▶ _WHAT THE TASK ASKS_: Take the line containing "Write a component", the line containing "const TABS = ['Message', 'Insert', 'Format", and all lines between them, and transcribe them exactly. Leave out pictures.

--- begin INPUT DATA ---

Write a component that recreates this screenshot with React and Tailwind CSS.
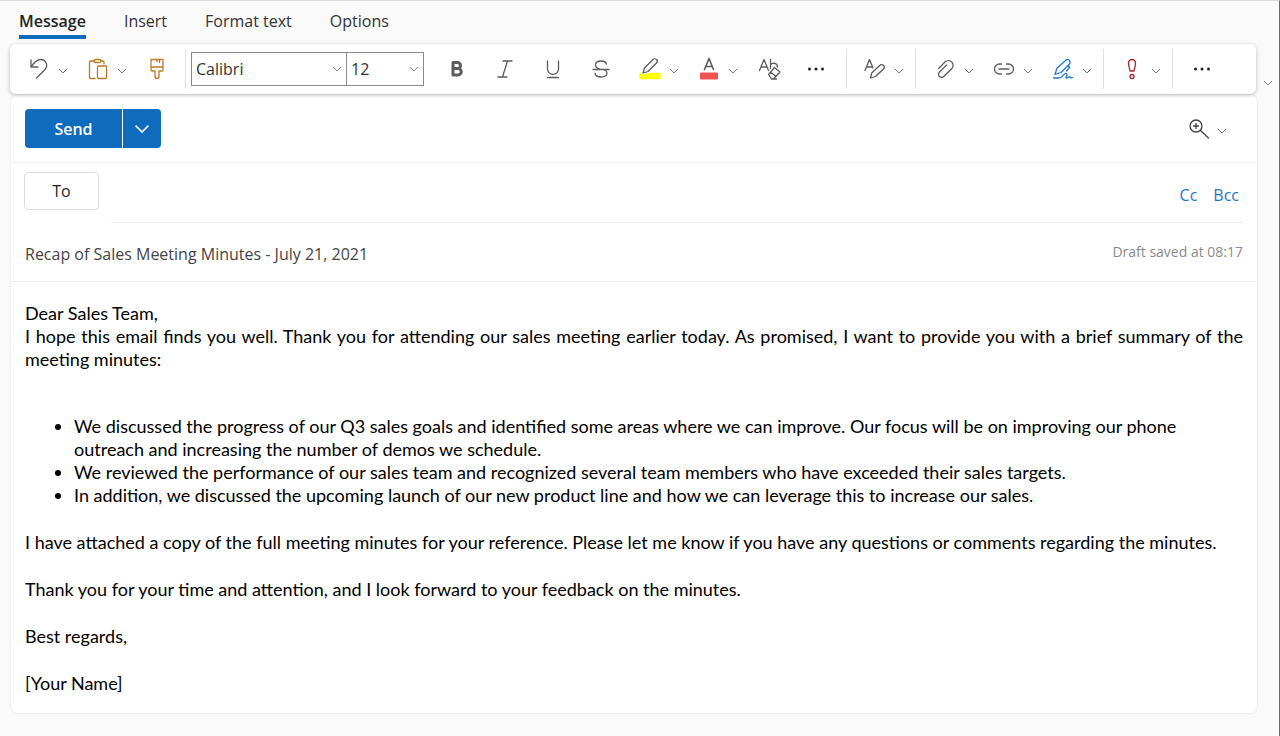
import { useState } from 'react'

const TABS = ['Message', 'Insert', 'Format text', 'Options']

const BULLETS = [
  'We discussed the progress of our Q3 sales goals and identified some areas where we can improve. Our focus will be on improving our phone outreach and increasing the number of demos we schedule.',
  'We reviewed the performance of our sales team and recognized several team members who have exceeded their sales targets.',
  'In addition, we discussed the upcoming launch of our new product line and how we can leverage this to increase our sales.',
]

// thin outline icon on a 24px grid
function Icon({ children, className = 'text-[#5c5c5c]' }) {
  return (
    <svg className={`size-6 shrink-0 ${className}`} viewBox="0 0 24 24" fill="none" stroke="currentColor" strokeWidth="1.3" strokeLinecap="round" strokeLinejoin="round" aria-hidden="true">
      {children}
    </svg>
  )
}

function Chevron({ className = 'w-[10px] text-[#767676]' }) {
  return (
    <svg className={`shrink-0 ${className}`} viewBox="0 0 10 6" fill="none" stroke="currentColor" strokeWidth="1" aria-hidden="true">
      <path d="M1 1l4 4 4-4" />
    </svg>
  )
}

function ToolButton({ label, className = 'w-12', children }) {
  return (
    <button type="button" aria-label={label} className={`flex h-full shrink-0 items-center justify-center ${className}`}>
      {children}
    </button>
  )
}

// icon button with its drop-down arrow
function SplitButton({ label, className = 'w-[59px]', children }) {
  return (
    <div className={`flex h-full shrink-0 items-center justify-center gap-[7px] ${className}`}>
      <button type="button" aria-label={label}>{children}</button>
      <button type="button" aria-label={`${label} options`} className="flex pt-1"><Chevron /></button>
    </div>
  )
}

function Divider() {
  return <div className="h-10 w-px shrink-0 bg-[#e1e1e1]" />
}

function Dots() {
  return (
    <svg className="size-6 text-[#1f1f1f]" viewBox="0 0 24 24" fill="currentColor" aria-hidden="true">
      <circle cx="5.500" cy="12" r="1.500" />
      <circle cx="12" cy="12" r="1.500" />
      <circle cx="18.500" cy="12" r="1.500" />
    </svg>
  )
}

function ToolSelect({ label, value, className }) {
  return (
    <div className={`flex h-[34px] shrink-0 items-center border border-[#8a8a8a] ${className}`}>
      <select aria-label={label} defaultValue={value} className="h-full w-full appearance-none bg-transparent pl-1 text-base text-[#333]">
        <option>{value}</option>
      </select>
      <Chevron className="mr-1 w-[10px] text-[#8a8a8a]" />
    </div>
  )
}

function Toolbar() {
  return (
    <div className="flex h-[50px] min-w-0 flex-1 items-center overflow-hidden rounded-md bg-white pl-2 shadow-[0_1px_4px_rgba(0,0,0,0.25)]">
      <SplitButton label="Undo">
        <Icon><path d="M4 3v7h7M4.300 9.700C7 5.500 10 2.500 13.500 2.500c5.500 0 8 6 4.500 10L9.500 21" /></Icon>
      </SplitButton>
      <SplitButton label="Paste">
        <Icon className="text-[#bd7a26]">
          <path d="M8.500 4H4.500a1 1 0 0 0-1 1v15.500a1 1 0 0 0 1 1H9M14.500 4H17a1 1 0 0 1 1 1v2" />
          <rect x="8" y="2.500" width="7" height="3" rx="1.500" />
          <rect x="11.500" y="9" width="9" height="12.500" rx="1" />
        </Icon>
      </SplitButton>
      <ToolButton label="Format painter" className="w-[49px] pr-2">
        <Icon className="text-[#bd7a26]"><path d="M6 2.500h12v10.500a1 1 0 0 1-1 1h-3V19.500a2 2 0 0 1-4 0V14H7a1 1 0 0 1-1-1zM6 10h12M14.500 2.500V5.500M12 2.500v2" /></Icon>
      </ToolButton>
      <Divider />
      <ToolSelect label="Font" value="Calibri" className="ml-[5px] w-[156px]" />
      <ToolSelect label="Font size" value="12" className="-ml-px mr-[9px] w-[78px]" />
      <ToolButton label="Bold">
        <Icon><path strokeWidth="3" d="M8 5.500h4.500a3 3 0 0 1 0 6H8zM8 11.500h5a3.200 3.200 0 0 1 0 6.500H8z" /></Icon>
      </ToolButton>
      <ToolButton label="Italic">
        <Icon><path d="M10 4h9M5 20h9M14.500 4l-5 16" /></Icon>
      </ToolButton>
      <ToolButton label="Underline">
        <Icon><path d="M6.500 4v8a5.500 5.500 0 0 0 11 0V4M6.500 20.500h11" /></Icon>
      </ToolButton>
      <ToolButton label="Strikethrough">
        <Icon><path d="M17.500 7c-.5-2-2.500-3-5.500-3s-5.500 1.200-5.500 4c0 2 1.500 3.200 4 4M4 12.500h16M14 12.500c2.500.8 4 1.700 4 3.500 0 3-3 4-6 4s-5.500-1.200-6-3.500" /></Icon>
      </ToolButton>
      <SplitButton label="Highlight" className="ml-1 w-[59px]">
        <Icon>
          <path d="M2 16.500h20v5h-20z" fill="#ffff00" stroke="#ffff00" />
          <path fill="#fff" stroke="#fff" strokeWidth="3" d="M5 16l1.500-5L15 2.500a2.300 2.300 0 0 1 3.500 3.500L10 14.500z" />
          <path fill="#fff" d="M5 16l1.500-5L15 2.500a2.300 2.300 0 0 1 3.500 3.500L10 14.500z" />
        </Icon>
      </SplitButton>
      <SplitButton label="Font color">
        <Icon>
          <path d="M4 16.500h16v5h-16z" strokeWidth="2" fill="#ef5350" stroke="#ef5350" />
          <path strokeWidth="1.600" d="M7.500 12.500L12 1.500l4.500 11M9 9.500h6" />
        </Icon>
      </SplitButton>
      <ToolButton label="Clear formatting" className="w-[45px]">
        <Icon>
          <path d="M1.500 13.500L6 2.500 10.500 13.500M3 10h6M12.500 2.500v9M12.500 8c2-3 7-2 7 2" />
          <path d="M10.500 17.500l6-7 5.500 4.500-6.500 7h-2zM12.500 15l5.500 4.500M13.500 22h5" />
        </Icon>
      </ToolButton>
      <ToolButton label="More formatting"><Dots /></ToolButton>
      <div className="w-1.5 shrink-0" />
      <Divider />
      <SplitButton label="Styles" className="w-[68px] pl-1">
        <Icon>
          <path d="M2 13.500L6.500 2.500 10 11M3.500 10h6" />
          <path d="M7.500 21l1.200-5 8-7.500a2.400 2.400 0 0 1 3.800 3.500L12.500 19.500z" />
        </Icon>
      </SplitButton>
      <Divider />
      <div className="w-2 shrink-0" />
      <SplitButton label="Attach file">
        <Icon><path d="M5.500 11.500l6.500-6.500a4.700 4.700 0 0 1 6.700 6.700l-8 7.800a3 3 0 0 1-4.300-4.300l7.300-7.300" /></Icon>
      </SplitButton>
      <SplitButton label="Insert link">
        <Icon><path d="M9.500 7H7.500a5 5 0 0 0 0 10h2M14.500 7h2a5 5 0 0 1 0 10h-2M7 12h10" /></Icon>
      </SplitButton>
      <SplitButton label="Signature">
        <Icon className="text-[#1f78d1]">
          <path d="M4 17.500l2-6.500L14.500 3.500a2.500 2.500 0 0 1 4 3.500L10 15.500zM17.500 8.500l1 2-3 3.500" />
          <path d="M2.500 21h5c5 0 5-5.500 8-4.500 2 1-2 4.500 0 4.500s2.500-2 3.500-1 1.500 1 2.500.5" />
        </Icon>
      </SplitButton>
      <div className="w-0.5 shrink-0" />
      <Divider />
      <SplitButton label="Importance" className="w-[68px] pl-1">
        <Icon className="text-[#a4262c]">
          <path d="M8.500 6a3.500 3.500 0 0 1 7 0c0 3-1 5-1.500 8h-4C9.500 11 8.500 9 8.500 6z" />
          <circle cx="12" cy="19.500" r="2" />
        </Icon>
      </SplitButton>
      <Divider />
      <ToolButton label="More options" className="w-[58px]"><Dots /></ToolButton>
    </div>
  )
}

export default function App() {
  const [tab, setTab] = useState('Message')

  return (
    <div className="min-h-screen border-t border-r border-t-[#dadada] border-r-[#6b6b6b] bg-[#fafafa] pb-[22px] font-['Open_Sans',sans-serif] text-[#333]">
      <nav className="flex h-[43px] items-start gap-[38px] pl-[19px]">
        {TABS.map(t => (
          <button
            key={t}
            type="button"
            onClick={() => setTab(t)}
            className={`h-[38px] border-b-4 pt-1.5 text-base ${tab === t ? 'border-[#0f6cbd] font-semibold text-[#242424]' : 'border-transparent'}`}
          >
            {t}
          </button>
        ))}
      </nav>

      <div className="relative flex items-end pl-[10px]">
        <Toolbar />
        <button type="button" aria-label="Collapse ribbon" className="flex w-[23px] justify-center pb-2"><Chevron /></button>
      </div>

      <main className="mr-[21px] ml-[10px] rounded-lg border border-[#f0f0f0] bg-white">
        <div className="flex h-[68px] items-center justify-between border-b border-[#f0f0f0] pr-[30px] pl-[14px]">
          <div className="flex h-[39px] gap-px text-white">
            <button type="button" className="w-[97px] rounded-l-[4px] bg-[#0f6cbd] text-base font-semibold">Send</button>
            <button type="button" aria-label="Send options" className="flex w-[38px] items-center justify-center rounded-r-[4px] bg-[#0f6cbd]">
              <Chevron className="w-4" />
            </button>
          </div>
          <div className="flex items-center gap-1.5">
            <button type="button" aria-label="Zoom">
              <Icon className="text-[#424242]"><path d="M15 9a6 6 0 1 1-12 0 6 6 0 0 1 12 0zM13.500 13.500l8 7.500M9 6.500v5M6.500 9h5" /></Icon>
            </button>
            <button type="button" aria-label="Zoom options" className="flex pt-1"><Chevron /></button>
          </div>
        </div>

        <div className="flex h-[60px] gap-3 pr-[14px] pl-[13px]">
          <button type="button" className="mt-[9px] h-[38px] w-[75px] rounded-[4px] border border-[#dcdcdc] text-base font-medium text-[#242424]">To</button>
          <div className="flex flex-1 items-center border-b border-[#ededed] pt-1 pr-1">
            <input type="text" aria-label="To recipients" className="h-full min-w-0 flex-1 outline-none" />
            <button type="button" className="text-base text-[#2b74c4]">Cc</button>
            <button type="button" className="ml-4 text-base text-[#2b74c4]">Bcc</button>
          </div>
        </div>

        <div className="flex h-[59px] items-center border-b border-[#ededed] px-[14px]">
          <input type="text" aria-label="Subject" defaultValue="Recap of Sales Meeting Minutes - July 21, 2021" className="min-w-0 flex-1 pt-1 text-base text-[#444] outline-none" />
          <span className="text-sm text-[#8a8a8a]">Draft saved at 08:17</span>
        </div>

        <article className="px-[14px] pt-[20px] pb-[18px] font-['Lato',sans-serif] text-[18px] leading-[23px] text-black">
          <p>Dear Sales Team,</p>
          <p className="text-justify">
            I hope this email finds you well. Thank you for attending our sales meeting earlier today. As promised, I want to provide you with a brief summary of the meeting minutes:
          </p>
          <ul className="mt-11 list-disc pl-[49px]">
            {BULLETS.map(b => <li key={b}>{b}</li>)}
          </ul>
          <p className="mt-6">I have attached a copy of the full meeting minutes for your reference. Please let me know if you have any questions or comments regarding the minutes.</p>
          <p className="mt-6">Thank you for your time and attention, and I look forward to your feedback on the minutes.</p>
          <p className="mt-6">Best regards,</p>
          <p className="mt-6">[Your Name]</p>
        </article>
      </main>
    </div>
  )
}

--- end INPUT DATA ---
--- begin INPUT DATA ---

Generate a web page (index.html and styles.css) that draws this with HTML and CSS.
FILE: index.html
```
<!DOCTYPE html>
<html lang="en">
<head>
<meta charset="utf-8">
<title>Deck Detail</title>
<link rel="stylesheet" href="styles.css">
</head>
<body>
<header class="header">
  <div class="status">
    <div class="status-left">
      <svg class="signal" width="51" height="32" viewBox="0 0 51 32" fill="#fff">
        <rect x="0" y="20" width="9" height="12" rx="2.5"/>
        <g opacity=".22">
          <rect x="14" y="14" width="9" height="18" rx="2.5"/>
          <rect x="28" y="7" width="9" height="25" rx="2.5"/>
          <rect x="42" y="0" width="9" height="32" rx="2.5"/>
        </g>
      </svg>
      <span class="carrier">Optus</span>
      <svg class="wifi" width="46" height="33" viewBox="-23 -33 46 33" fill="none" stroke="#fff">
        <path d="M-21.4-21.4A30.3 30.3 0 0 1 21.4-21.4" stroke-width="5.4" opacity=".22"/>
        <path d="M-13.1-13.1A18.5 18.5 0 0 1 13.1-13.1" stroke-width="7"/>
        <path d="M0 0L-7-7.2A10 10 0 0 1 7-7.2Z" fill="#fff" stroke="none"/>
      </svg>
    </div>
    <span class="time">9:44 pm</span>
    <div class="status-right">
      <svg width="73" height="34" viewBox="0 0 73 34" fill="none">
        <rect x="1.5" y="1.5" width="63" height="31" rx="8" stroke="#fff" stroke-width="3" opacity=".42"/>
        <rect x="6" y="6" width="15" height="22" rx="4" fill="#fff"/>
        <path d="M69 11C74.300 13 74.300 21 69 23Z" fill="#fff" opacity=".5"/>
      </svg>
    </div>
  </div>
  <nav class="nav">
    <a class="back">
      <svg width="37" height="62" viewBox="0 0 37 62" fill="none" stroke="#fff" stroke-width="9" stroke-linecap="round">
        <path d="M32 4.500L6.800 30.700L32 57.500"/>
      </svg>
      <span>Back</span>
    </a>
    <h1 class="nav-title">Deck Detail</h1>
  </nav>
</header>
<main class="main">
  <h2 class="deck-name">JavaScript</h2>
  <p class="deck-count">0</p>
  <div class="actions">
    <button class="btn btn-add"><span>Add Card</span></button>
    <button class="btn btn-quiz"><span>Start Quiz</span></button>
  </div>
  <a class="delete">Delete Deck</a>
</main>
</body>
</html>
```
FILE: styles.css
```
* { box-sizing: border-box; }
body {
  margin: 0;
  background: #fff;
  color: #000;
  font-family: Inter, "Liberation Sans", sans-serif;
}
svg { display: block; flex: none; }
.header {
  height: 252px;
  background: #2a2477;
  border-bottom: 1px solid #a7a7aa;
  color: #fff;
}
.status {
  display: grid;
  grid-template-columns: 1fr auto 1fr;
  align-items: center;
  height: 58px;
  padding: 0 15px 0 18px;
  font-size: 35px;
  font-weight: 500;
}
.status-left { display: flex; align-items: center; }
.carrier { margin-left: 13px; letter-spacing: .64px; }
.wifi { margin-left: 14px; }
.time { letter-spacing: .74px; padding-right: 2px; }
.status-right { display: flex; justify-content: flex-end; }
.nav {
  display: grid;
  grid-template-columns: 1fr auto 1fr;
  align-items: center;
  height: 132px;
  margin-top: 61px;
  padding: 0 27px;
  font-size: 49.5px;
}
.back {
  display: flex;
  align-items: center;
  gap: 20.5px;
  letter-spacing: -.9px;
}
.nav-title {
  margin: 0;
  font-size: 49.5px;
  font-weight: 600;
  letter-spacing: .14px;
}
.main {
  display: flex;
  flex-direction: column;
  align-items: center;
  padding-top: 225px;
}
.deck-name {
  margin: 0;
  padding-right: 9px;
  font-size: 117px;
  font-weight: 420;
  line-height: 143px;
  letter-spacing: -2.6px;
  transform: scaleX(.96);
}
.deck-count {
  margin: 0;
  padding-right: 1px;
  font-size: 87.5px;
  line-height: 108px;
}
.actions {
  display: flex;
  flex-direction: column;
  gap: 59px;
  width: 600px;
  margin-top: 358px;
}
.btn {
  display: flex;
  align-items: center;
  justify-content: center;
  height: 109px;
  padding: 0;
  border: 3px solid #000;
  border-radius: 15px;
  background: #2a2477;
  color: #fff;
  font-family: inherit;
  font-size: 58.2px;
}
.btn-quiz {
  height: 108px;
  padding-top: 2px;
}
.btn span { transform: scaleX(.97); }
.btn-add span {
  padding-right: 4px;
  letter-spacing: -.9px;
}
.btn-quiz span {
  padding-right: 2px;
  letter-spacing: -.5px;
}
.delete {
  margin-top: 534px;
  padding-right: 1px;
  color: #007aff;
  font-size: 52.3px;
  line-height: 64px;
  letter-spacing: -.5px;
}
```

--- end INPUT DATA ---
--- begin INPUT DATA ---

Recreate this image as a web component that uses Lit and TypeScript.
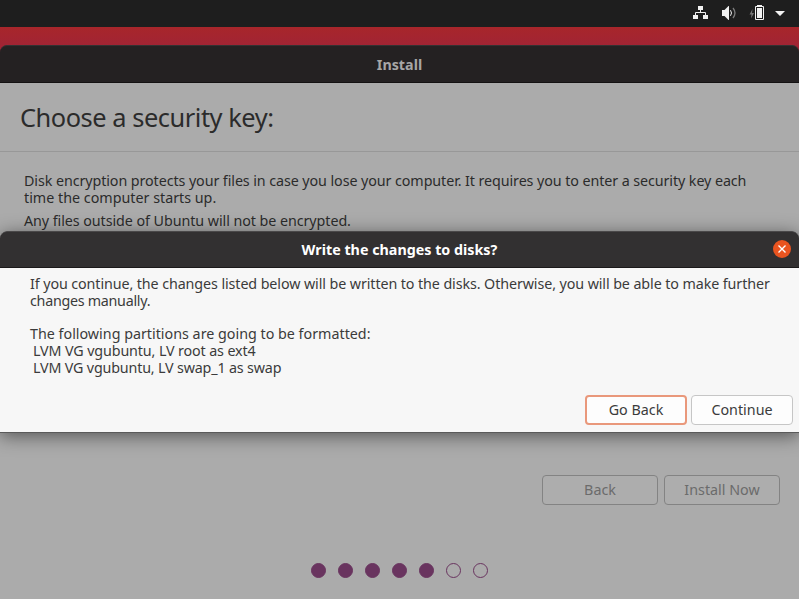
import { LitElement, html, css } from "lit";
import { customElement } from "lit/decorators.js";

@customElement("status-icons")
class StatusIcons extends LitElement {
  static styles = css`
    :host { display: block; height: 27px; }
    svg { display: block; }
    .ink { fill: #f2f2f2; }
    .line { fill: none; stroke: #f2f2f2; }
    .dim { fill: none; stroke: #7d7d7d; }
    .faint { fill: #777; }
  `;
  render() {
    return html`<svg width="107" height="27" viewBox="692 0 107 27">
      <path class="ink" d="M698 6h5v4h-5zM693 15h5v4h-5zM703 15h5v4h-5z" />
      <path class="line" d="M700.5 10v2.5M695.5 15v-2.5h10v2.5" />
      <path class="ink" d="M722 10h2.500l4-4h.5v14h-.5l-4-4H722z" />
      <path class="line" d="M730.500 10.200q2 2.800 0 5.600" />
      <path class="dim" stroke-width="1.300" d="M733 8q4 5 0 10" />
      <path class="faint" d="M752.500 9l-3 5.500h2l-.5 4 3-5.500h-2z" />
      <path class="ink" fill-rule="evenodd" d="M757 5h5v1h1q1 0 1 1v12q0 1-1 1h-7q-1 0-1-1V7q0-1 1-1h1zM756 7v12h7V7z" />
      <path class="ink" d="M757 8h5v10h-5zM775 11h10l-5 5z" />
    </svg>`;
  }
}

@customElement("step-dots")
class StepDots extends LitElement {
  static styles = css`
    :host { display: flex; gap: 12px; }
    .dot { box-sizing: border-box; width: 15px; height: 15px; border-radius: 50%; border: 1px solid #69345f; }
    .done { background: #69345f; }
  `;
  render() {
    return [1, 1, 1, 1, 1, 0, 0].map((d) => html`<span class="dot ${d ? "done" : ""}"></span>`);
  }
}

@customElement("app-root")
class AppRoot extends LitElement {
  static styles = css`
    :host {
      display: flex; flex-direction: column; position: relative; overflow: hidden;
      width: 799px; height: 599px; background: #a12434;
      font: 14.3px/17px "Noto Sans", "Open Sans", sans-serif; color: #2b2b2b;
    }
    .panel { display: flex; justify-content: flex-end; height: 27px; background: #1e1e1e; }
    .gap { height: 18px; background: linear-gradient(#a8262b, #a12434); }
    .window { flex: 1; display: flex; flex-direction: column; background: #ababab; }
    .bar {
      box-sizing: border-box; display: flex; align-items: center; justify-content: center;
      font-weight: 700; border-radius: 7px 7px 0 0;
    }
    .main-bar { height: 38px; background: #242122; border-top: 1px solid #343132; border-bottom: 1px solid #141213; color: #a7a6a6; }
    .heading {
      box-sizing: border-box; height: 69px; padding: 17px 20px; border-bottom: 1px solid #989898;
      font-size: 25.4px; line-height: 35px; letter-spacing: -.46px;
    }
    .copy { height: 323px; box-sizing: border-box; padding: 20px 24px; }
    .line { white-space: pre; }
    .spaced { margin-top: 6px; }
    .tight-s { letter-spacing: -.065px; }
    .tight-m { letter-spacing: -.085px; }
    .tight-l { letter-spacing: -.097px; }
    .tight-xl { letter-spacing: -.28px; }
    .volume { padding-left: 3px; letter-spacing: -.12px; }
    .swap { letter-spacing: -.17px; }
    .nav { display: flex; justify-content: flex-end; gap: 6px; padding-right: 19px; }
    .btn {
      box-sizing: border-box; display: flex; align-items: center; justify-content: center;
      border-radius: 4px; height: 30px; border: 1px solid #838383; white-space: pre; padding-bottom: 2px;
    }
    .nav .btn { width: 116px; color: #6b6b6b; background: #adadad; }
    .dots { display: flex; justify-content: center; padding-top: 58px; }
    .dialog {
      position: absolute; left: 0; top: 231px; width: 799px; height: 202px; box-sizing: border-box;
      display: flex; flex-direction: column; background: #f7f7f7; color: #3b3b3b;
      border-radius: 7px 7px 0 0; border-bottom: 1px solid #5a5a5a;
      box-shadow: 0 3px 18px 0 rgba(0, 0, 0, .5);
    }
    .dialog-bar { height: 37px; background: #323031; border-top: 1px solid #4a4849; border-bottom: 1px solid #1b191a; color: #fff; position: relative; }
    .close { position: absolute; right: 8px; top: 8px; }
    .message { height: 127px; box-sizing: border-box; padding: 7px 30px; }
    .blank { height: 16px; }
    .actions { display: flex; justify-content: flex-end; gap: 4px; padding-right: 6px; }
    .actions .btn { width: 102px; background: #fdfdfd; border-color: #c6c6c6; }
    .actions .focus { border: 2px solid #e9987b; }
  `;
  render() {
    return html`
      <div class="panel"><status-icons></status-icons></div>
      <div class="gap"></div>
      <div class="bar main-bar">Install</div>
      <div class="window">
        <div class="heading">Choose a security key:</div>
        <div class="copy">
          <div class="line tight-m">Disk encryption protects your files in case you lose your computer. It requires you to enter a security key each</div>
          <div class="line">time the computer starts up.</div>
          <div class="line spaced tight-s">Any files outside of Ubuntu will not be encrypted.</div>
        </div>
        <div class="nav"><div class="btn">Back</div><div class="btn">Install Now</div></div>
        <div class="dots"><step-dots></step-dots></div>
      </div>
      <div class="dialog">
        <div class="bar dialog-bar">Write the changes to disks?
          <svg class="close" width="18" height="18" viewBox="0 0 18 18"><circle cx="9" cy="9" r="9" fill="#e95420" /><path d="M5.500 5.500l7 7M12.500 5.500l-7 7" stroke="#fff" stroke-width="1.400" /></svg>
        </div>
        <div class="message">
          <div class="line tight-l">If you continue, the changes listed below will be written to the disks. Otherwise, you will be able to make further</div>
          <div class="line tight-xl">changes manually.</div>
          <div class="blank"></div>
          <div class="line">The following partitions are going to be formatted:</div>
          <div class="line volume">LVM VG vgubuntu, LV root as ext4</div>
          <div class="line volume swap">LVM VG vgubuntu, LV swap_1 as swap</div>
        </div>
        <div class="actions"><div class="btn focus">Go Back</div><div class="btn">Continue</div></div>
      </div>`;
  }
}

--- end INPUT DATA ---

▶ _SOLUTION FOR THIS TASK_:
Write a component that recreates this screenshot with React and Tailwind CSS.
import { useState } from 'react'

const TABS = ['Message', 'Insert', 'Format text', 'Options']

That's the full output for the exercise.